> DATA BLOCK:
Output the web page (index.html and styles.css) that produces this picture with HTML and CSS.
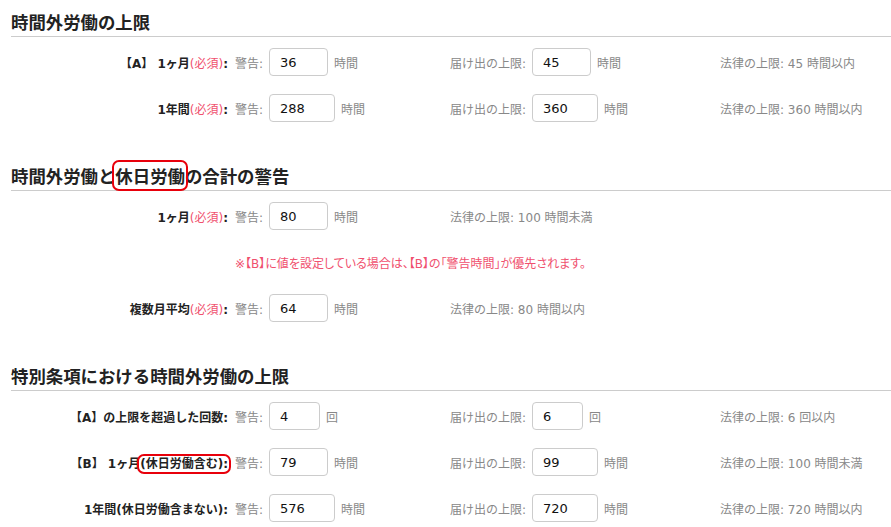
FILE: index.html
```html
<!DOCTYPE html>
<html lang="ja">
<head>
  <meta charset="UTF-8">
  <title>時間外労働の設定</title>
  <link rel="stylesheet" href="styles.css">
</head>
<body>

  <section class="section">
    <h2 class="section-title">時間外労働の上限</h2>
    <div class="form-grid">
      <div class="label">【A】 1ヶ月<span class="required">(必須)</span>:</div>
      <div class="field">警告: <input class="num" type="text" value="36"> <span>時間</span></div>
      <div class="field">届け出の上限: <input class="num" type="text" value="45"> <span>時間</span></div>
      <div class="law">法律の上限: 45 時間以内</div>

      <div class="label">1年間<span class="required">(必須)</span>:</div>
      <div class="field">警告: <input class="num wide" type="text" value="288"> <span>時間</span></div>
      <div class="field">届け出の上限: <input class="num wide" type="text" value="360"> <span>時間</span></div>
      <div class="law">法律の上限: 360 時間以内</div>
    </div>
  </section>

  <section class="section">
    <h2 class="section-title">時間外労働と<span class="mark">休日労働</span>の合計の警告</h2>
    <div class="form-grid">
      <div class="label">1ヶ月<span class="required">(必須)</span>:</div>
      <div class="field">警告: <input class="num" type="text" value="80"> <span>時間</span></div>
      <div class="law">法律の上限: 100 時間未満</div>
      <div></div>

      <div class="label"></div>
      <div class="note">※【B】に値を設定している場合は、【B】の「警告時間」が優先されます。</div>

      <div class="label">複数月平均<span class="required">(必須)</span>:</div>
      <div class="field">警告: <input class="num" type="text" value="64"> <span>時間</span></div>
      <div class="law">法律の上限: 80 時間以内</div>
      <div></div>
    </div>
  </section>

  <section class="section">
    <h2 class="section-title">特別条項における時間外労働の上限</h2>
    <div class="form-grid">
      <div class="label">【A】の上限を超過した回数:</div>
      <div class="field">警告: <input class="num narrow" type="text" value="4"> <span>回</span></div>
      <div class="field">届け出の上限: <input class="num narrow" type="text" value="6"> <span>回</span></div>
      <div class="law">法律の上限: 6 回以内</div>

      <div class="label">【B】 1ヶ月<span class="mark">(休日労働含む):</span></div>
      <div class="field">警告: <input class="num" type="text" value="79"> <span>時間</span></div>
      <div class="field">届け出の上限: <input class="num wide" type="text" value="99"> <span>時間</span></div>
      <div class="law">法律の上限: 100 時間未満</div>

      <div class="label">1年間(休日労働含まない):</div>
      <div class="field">警告: <input class="num wide" type="text" value="576"> <span>時間</span></div>
      <div class="field">届け出の上限: <input class="num wide" type="text" value="720"> <span>時間</span></div>
      <div class="law">法律の上限: 720 時間以内</div>
    </div>
  </section>

</body>
</html>
```

FILE: styles.css
```css
* { box-sizing: border-box; margin: 0; padding: 0; }
body {
  font-family: "DejaVu Sans", "Noto Sans CJK JP", sans-serif;
  font-size: 12px;
  color: #222;
  background: #fff;
  padding: 10px 0 0 11px;
}

.section {
  margin-bottom: 42px;
}

.section:last-child {
  margin-bottom: 0;
}

.section-title {
  font-family: "Noto Sans CJK JP", sans-serif;
  font-size: 17.4px;
  font-weight: bold;
  line-height: 24px;
  color: #222;
  padding-bottom: 2px;
  border-bottom: 1px solid #ccc;
  margin-bottom: 11px;
}

.mark {
  outline: 2px solid #e8000b;
  outline-offset: 1px;
  border-radius: 4px;
}

.form-grid {
  display: grid;
  grid-template-columns: 217px 208px 263px 1fr;
  grid-auto-rows: 28px;
  column-gap: 7px;
  row-gap: 18px;
  align-items: center;
}

.label {
  text-align: right;
  font-weight: bold;
  color: #222;
  white-space: nowrap;
}

.required {
  color: #f0506e;
  font-weight: normal;
}

.field {
  display: flex;
  align-items: center;
  gap: 6px;
  color: #888;
  white-space: nowrap;
}

.num {
  width: 59px;
  height: 28px;
  padding: 0 10px;
  border: 1px solid #ccc;
  border-radius: 4px;
  font-family: "DejaVu Sans", "Noto Sans CJK JP", sans-serif;
  font-size: 13px;
  color: #111;
  background: #fff;
}

.num.wide { width: 66px; }
.num.narrow { width: 51px; }

.law {
  color: #888;
  white-space: nowrap;
}

.note {
  grid-column: 2 / -1;
  color: #f0506e;
  font-feature-settings: "palt";
}
```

> INSTRUCTIONS FOR THE TASK: Copy out all the data without changing anything, and drop the pictures.

> RESULT FOR THIS EXERCISE:
Output the web page (index.html and styles.css) that produces this picture with HTML and CSS.
FILE: index.html
```html
<!DOCTYPE html>
<html lang="ja">
<head>
  <meta charset="UTF-8">
  <title>時間外労働の設定</title>
  <link rel="stylesheet" href="styles.css">
</head>
<body>

  <section class="section">
    <h2 class="section-title">時間外労働の上限</h2>
    <div class="form-grid">
      <div class="label">【A】 1ヶ月<span class="required">(必須)</span>:</div>
      <div class="field">警告: <input class="num" type="text" value="36"> <span>時間</span></div>
      <div class="field">届け出の上限: <input class="num" type="text" value="45"> <span>時間</span></div>
      <div class="law">法律の上限: 45 時間以内</div>

      <div class="label">1年間<span class="required">(必須)</span>:</div>
      <div class="field">警告: <input class="num wide" type="text" value="288"> <span>時間</span></div>
      <div class="field">届け出の上限: <input class="num wide" type="text" value="360"> <span>時間</span></div>
      <div class="law">法律の上限: 360 時間以内</div>
    </div>
  </section>

  <section class="section">
    <h2 class="section-title">時間外労働と<span class="mark">休日労働</span>の合計の警告</h2>
    <div class="form-grid">
      <div class="label">1ヶ月<span class="required">(必須)</span>:</div>
      <div class="field">警告: <input class="num" type="text" value="80"> <span>時間</span></div>
      <div class="law">法律の上限: 100 時間未満</div>
      <div></div>

      <div class="label"></div>
      <div class="note">※【B】に値を設定している場合は、【B】の「警告時間」が優先されます。</div>

      <div class="label">複数月平均<span class="required">(必須)</span>:</div>
      <div class="field">警告: <input class="num" type="text" value="64"> <span>時間</span></div>
      <div class="law">法律の上限: 80 時間以内</div>
      <div></div>
    </div>
  </section>

  <section class="section">
    <h2 class="section-title">特別条項における時間外労働の上限</h2>
    <div class="form-grid">
      <div class="label">【A】の上限を超過した回数:</div>
      <div class="field">警告: <input class="num narrow" type="text" value="4"> <span>回</span></div>
      <div class="field">届け出の上限: <input class="num narrow" type="text" value="6"> <span>回</span></div>
      <div class="law">法律の上限: 6 回以内</div>

      <div class="label">【B】 1ヶ月<span class="mark">(休日労働含む):</span></div>
      <div class="field">警告: <input class="num" type="text" value="79"> <span>時間</span></div>
      <div class="field">届け出の上限: <input class="num wide" type="text" value="99"> <span>時間</span></div>
      <div class="law">法律の上限: 100 時間未満</div>

      <div class="label">1年間(休日労働含まない):</div>
      <div class="field">警告: <input class="num wide" type="text" value="576"> <span>時間</span></div>
      <div class="field">届け出の上限: <input class="num wide" type="text" value="720"> <span>時間</span></div>
      <div class="law">法律の上限: 720 時間以内</div>
    </div>
  </section>

</body>
</html>
```

FILE: styles.css
```css
* { box-sizing: border-box; margin: 0; padding: 0; }
body {
  font-family: "DejaVu Sans", "Noto Sans CJK JP", sans-serif;
  font-size: 12px;
  color: #222;
  background: #fff;
  padding: 10px 0 0 11px;
}

.section {
  margin-bottom: 42px;
}

.section:last-child {
  margin-bottom: 0;
}

.section-title {
  font-family: "Noto Sans CJK JP", sans-serif;
  font-size: 17.4px;
  font-weight: bold;
  line-height: 24px;
  color: #222;
  padding-bottom: 2px;
  border-bottom: 1px solid #ccc;
  margin-bottom: 11px;
}

.mark {
  outline: 2px solid #e8000b;
  outline-offset: 1px;
  border-radius: 4px;
}

.form-grid {
  display: grid;
  grid-template-columns: 217px 208px 263px 1fr;
  grid-auto-rows: 28px;
  column-gap: 7px;
  row-gap: 18px;
  align-items: center;
}

.label {
  text-align: right;
  font-weight: bold;
  color: #222;
  white-space: nowrap;
}

.required {
  color: #f0506e;
  font-weight: normal;
}

.field {
  display: flex;
  align-items: center;
  gap: 6px;
  color: #888;
  white-space: nowrap;
}

.num {
  width: 59px;
  height: 28px;
  padding: 0 10px;
  border: 1px solid #ccc;
  border-radius: 4px;
  font-family: "DejaVu Sans", "Noto Sans CJK JP", sans-serif;
  font-size: 13px;
  color: #111;
  background: #fff;
}

.num.wide { width: 66px; }
.num.narrow { width: 51px; }

.law {
  color: #888;
  white-space: nowrap;
}

.note {
  grid-column: 2 / -1;
  color: #f0506e;
  font-feature-settings: "palt";
}
```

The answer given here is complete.